Как-то пакид, возглавлявший одно из отделений банка «Леуми», – интересный мужчина с ухоженной сединой, венчающей благородных очертаний бронзовую голову, с фигурой заядлого теннисиста, сокрушенно вздохнув, заметил: смотри, хамуда, у меня нет оснований не доверять твоей платежеспособности. Во-первых, ты красивая. Во-вторых, образованная. Уверен, ты вот-вот найдешь подходящую работу.
Сочувственно вздыхая, он виртуозно вел несколько телефонных бесед, ублажал капризного клиента, увещевал трепетных ашкеназских старушек, щекотал розовый живот дамской собачки с шелковым бантом на шее, гладил по головам чьих-то буйных двойняшек, прихлебывал из прозрачной чашки. Его появление скучающие в очереди посетители приветствовали чуть ли не аплодисментами. По его ладной энергичной фигуре было ясно – вклады клиентов в надежных руках.
Первым моим банковским откровением стал знойный июльский полдень девяносто четвертого года. Единственная (тогда) русскоязычная пкида в хорошо кондиционированном зале первого этажа.
Это была необычайно притягательная женщина.
Дочь польских евреев, она родилась в Израиле и говорила по-русски с обаятельным акцентом.
Звали ее Маша. Человек, наделенный обаянием, преображает самое тривиальное учреждение.
Оказавшись в банке, я первым делом искала глазами сдержанную, элегантную, улыбчивую Машу.
Даже овладев азами иврита, я все равно занимала очередь именно к ней. Женщин такого обезоруживающего шарма я встречала нечасто.
Ужасным разочарованием стал перевод Маши в другое отделение. Место ее заняла тоже владеющая русским служащая, уже из алии девяностых. Она была похожа на надутого клеща. Полная необъяснимого чванства, недоброжелательности, даже некоторой брезгливости в отношении вкладчиков. Впрочем, брезгливость ее довольно быстро сменялась заискивающей любезностью перед особо уважаемыми клиентами и теми, кто оказался выше на ступень. Я предпочитала любого ивритоязычного пакида этой особе.

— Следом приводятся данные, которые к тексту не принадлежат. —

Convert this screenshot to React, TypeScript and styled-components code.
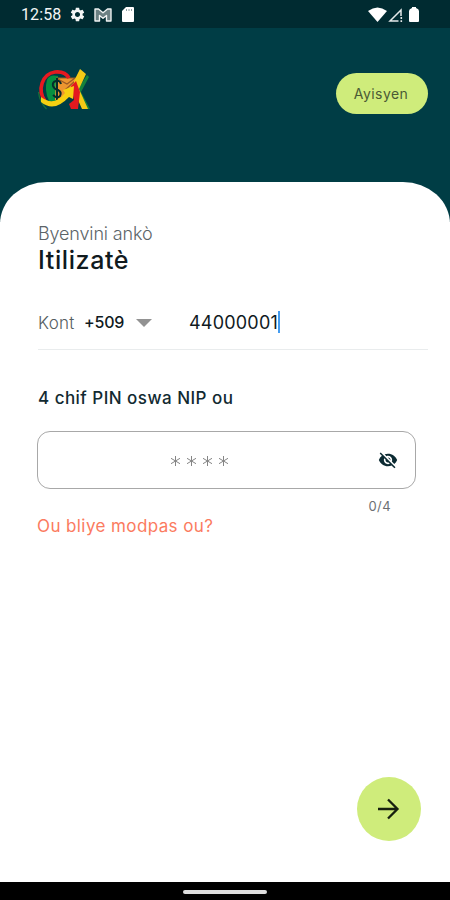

Переступая впервые порог израильского банка, я даже вообразить не могла, что однажды окажусь по ту сторону кулис. В завидной роли. Той самой, которая «кушать подано». Я продержусь в этой почетной роли недолго, усвоив, впрочем, полезные навыки вроде удержания равновесия с переполненным подносом. Бог знает, каким волшебным образом взлетала я с этим самым подносом на второй этаж.
Значит, так. Шмулику – кофе по-варшавски, Ронит – нескафе с сукразитом и каплей молока (один процент), Ицику – черный, без молока, покрепче, Овадье – господи, про Овадью я забыла. Овадья не пьет кофе. Только зеленый чай.

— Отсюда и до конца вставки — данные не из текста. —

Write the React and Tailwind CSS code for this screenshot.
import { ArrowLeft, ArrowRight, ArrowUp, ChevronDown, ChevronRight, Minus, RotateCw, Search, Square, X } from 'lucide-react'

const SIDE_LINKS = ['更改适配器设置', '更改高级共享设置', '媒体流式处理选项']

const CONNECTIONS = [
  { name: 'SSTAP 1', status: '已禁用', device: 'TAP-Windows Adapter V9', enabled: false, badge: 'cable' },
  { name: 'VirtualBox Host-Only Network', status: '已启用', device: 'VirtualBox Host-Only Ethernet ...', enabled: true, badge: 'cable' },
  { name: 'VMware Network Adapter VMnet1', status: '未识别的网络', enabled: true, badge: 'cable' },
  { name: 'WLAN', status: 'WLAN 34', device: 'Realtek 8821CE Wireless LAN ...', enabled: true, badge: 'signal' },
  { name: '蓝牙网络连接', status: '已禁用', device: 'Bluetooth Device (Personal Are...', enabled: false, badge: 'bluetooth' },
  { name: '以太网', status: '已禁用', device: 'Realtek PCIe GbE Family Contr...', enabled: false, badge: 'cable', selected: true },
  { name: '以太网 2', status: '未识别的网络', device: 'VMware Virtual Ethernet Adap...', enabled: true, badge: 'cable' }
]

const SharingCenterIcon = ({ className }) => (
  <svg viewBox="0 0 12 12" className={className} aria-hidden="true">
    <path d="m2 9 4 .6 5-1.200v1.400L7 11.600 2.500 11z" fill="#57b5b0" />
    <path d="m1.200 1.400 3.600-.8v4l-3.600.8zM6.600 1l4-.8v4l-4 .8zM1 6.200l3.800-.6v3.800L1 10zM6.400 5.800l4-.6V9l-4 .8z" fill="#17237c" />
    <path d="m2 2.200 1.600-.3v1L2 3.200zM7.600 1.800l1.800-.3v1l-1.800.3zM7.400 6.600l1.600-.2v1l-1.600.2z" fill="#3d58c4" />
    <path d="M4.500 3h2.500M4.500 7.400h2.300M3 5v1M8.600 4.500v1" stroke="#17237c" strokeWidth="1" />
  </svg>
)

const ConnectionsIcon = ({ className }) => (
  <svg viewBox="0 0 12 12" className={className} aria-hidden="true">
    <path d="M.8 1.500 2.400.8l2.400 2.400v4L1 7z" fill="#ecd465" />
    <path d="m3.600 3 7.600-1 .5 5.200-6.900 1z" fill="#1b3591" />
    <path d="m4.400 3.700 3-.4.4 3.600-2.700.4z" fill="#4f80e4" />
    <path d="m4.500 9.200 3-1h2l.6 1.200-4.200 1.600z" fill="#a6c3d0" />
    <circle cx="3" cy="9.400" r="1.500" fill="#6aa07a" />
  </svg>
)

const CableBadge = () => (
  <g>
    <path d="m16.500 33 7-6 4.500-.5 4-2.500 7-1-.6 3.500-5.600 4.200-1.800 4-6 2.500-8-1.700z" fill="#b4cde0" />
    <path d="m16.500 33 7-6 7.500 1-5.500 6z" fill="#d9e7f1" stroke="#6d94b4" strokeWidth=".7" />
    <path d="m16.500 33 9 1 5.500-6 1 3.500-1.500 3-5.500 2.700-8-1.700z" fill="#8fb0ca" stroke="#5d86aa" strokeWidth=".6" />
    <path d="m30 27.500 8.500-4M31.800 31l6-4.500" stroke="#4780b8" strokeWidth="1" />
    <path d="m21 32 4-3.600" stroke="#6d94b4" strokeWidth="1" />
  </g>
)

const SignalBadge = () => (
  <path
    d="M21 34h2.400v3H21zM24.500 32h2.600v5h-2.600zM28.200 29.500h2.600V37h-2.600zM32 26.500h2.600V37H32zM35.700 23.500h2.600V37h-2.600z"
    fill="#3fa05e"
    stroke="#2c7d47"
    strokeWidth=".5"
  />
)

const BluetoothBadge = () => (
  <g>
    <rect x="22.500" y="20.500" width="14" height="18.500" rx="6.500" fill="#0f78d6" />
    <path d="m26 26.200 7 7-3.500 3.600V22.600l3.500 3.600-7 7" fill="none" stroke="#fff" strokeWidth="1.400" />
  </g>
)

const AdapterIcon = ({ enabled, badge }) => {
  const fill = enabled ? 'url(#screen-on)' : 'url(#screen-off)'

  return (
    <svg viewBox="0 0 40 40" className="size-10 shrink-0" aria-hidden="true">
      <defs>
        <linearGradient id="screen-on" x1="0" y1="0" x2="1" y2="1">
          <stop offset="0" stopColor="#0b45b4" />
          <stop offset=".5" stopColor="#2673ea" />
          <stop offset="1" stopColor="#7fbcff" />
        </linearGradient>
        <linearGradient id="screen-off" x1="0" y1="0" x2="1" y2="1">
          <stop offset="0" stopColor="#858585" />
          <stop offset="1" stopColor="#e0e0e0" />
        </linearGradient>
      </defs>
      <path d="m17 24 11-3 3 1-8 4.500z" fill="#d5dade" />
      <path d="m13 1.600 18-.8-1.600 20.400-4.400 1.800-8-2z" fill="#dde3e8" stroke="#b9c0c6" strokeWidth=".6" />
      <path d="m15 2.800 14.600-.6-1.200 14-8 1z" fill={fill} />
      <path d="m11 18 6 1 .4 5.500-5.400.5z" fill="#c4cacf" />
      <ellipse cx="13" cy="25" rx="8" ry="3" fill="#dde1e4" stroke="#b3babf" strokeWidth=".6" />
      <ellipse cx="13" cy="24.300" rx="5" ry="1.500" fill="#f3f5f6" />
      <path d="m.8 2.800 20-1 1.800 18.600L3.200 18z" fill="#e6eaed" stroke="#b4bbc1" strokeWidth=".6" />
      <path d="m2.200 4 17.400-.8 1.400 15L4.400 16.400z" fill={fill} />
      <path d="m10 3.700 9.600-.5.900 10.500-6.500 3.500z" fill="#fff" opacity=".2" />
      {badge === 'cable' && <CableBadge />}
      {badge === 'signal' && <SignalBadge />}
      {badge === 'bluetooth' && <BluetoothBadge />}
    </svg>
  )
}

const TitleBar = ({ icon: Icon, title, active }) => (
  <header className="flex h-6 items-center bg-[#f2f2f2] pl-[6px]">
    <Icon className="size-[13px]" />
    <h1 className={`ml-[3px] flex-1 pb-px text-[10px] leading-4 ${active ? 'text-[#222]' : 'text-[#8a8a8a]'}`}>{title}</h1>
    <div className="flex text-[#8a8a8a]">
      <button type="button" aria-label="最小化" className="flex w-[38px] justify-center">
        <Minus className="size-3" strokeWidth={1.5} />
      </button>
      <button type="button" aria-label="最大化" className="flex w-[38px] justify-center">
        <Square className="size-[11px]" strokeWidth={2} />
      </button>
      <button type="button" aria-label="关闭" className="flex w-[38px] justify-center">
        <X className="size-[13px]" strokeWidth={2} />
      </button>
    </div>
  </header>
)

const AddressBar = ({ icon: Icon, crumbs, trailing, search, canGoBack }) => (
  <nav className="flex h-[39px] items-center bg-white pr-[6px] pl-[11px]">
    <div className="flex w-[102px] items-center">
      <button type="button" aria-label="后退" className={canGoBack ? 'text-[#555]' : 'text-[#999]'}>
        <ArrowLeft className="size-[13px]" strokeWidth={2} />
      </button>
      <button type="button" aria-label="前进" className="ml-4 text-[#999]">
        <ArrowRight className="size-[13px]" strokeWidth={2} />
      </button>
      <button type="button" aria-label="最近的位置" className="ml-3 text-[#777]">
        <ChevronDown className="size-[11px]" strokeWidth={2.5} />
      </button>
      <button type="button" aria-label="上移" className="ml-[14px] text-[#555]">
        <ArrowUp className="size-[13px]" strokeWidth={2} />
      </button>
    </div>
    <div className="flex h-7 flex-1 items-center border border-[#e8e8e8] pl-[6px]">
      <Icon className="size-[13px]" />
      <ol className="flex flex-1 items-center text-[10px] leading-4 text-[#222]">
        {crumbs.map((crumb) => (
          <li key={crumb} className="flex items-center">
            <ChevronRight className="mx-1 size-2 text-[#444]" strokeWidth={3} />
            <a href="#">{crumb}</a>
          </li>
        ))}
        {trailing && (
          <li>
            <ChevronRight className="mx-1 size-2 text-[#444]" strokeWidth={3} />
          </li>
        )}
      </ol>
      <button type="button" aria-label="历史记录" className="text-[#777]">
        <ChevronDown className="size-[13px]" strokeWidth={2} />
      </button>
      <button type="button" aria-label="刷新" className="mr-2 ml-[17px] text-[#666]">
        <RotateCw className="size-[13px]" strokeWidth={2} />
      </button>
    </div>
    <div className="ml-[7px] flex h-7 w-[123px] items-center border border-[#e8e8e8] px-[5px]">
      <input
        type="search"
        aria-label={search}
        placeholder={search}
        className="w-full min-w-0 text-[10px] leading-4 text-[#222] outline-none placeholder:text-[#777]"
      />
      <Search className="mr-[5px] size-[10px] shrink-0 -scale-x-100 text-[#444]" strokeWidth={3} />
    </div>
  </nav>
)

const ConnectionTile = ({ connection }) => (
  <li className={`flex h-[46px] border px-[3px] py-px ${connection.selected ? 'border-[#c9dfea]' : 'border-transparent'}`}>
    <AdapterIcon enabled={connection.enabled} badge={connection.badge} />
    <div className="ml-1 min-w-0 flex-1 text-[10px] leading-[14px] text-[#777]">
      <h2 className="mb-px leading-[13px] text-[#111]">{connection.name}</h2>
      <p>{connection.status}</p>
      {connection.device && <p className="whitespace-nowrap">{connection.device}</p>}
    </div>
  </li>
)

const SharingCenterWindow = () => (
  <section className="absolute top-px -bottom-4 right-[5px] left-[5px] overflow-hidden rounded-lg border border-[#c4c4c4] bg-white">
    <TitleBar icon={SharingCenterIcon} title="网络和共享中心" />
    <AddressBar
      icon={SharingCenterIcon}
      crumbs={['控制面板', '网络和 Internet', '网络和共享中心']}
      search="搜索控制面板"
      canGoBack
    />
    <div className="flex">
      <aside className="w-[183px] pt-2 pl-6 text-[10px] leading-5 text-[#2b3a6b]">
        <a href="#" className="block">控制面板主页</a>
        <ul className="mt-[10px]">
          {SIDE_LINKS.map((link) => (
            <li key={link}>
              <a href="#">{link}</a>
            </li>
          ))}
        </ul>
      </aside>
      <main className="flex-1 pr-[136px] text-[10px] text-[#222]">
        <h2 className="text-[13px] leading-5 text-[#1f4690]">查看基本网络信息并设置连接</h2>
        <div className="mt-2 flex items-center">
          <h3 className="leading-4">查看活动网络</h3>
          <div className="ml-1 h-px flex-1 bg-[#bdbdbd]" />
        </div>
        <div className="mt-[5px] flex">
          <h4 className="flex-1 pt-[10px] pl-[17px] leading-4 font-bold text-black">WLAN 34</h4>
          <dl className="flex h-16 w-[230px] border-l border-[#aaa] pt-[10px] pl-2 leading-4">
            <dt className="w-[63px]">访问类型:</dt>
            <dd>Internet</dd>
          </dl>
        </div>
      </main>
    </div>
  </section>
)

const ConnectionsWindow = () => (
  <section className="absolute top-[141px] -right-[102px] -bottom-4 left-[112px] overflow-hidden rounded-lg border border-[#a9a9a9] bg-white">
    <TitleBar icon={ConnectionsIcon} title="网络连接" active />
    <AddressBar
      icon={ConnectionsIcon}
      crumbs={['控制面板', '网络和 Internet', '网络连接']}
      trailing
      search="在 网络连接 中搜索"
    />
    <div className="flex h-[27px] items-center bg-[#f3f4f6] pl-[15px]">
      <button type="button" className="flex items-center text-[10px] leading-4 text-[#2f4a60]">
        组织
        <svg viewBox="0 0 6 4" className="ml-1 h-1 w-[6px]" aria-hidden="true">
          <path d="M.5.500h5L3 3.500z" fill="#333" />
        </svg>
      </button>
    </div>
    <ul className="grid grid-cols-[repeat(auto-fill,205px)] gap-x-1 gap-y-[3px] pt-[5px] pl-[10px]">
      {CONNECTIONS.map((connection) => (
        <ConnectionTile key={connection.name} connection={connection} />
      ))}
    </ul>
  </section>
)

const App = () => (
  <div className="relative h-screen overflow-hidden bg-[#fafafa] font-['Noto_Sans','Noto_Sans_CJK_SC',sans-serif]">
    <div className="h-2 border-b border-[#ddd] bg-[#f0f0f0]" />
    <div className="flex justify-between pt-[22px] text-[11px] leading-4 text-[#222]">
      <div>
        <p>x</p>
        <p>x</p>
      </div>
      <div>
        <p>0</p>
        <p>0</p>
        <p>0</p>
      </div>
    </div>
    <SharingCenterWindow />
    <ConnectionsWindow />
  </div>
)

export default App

Я первой открывала банк. Гремя ключами, важно прохаживались по пустынному, довольно затхлому (до включения кондиционера) помещению. Тянула на себя рубильники один за другим. На кухоньке домывала стаканы после неформалов, опрокидывающих порцию-другую перед закрытием.
Блаженную тишину прерывал вкрадчивый голос заведующего отделением – приземистого восточного (кажется, персидского происхождения) мужчины со слащавой улыбкой на смугло-желтом лице. Этот голос вызывал у меня стойкое ощущение гадливости. И неслучайно, как выяснилось. Несколько позже этот джентльмен предстал на скамье подсудимых по обвинению в сексуальных домогательствах по отношению к банковским служащим, в том числе и к работницам кухонной пристройки. Оказалось, женщины годами и десятилетиями (зная друг о друге, о новых увлечениях и стойких привязанностях босса) терпели прикосновения его толстеньких, будто подрубленных пальцев.